--- Given data ---

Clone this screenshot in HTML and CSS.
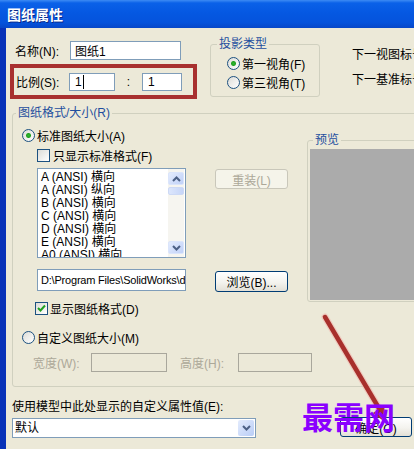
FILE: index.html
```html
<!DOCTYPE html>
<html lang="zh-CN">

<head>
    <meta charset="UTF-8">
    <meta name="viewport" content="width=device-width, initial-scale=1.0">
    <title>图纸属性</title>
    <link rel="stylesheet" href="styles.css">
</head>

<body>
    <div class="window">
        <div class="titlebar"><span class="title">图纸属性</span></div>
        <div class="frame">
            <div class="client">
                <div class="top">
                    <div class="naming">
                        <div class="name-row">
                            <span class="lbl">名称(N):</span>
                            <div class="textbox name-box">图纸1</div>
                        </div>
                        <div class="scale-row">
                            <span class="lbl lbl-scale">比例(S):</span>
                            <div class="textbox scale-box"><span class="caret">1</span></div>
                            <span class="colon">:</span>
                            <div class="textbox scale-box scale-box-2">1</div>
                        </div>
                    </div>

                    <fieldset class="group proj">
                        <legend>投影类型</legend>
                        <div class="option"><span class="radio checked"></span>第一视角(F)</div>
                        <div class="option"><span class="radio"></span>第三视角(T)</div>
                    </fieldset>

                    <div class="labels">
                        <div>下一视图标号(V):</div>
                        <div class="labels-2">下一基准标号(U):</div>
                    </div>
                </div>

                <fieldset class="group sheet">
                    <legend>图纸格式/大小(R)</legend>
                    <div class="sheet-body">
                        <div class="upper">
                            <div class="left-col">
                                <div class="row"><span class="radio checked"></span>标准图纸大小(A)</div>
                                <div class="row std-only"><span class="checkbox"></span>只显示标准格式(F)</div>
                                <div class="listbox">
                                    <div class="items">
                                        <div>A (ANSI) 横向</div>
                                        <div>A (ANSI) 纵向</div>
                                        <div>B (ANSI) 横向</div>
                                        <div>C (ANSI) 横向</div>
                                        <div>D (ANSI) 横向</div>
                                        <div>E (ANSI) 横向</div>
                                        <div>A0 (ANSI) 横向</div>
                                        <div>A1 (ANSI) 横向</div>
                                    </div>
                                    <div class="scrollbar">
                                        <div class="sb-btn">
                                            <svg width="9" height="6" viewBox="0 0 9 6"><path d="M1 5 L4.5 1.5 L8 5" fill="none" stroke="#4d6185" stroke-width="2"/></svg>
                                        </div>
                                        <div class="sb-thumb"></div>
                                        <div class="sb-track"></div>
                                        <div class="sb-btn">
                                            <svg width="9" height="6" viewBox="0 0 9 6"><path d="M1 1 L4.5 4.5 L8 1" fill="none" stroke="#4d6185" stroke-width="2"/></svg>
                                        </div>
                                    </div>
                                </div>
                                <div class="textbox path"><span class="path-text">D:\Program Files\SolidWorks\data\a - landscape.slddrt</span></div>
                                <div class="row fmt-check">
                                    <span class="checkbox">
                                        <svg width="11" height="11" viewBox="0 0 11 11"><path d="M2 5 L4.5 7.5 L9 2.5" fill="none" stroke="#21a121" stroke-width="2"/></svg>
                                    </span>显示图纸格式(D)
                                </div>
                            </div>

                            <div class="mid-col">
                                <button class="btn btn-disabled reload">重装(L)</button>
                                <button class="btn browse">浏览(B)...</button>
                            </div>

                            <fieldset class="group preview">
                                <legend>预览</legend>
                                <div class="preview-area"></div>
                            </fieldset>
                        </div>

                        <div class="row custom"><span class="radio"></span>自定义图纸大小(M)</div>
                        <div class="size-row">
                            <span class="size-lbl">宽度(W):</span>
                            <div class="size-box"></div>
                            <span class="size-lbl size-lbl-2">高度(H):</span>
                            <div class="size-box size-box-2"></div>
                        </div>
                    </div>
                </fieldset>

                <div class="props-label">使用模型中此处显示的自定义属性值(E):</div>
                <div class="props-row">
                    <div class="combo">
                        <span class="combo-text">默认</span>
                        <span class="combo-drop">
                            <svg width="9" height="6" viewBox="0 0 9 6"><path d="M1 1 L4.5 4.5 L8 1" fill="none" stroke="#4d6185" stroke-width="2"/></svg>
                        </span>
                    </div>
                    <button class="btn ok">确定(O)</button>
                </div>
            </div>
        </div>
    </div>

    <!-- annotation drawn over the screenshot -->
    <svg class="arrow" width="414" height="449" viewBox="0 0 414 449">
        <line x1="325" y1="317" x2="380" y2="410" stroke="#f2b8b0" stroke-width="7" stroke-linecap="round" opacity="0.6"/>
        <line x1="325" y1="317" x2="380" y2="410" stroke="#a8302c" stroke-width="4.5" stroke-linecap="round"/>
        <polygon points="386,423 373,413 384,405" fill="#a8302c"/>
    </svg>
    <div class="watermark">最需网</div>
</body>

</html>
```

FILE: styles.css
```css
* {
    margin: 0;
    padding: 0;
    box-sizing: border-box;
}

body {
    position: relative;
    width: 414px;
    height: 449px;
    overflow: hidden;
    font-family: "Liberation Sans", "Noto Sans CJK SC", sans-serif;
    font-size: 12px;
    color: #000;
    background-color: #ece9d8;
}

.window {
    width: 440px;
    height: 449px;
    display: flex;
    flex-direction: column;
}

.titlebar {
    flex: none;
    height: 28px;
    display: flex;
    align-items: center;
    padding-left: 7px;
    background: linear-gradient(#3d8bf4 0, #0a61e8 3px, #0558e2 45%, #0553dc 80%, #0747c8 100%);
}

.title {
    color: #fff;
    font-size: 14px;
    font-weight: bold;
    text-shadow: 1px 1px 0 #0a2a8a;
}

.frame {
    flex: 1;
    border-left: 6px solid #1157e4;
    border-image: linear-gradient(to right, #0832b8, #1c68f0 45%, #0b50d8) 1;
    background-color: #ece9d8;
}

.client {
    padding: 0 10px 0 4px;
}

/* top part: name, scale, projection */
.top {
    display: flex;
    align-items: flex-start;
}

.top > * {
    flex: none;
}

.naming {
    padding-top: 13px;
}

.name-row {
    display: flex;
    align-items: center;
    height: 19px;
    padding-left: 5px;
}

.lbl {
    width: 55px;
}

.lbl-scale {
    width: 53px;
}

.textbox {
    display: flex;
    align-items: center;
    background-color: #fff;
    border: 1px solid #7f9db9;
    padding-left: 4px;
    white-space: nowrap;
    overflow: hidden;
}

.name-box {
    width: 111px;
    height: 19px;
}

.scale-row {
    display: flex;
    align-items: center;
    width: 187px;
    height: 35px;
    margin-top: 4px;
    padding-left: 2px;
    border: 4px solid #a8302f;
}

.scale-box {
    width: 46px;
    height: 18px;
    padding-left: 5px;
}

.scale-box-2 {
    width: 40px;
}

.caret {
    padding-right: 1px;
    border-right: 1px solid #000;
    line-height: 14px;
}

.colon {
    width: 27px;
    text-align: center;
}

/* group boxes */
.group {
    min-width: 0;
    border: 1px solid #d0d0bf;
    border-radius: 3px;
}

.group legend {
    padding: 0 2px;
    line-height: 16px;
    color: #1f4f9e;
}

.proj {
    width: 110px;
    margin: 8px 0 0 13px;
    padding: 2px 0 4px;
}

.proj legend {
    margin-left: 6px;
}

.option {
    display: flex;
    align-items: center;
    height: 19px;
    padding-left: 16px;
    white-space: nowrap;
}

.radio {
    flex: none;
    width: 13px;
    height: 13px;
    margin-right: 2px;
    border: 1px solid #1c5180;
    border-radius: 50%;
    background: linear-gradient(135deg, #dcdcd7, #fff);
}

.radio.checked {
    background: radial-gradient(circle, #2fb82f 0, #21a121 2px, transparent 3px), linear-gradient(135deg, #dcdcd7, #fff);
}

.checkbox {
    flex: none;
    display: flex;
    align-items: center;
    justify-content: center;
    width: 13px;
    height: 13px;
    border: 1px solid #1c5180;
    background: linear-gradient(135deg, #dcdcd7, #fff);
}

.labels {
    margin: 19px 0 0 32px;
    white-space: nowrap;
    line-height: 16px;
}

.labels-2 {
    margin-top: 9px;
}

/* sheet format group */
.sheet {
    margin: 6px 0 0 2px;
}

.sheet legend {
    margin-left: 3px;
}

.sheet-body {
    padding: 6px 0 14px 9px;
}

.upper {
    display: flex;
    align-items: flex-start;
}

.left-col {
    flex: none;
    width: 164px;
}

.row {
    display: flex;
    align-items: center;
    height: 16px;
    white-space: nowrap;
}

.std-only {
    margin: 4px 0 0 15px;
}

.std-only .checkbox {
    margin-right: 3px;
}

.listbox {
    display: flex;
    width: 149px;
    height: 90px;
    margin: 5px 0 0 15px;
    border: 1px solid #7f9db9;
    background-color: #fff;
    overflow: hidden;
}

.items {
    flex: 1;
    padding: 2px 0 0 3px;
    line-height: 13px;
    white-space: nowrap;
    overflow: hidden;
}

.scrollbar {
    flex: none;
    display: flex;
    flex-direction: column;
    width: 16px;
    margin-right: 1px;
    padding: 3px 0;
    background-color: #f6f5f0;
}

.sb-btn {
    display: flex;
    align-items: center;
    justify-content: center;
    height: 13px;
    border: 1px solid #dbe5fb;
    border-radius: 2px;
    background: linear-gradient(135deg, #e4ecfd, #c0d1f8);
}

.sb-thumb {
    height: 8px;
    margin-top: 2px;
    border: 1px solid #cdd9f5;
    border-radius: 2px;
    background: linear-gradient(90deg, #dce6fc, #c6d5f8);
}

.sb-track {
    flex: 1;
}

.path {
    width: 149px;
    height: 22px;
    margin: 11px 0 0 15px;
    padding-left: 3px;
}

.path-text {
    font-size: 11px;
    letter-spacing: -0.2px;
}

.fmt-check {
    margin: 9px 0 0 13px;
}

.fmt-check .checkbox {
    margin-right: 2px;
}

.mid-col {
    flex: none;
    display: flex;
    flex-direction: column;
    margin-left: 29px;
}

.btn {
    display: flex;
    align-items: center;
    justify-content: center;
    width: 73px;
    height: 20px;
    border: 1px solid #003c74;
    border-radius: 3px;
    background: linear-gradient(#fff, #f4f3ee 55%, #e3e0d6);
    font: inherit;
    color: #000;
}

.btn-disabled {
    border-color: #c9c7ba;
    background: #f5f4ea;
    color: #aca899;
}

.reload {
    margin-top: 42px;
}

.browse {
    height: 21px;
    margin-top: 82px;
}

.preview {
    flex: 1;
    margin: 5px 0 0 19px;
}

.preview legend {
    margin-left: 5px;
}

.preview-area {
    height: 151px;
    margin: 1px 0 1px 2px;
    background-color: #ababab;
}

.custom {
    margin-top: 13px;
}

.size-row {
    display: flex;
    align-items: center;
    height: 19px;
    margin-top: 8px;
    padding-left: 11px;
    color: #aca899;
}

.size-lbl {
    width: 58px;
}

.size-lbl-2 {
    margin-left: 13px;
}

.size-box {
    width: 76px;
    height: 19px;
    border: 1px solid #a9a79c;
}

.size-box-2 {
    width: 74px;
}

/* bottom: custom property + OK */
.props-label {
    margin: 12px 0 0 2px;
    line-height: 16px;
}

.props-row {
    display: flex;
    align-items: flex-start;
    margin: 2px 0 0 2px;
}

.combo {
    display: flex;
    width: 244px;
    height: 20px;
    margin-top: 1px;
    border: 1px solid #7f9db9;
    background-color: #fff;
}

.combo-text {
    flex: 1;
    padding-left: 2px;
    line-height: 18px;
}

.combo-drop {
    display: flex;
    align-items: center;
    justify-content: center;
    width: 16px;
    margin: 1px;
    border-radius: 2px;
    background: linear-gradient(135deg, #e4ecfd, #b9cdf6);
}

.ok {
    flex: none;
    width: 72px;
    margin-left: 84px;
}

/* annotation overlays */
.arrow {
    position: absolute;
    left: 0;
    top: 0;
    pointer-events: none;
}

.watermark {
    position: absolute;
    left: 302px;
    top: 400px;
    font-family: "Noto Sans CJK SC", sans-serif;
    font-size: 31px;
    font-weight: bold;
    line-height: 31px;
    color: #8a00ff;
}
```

--- Task prompt ---
Report all lines of the material that contain the word "screenshot".

--- Answer for the task ---
Clone this screenshot in HTML and CSS.
    <!-- annotation drawn over the screenshot -->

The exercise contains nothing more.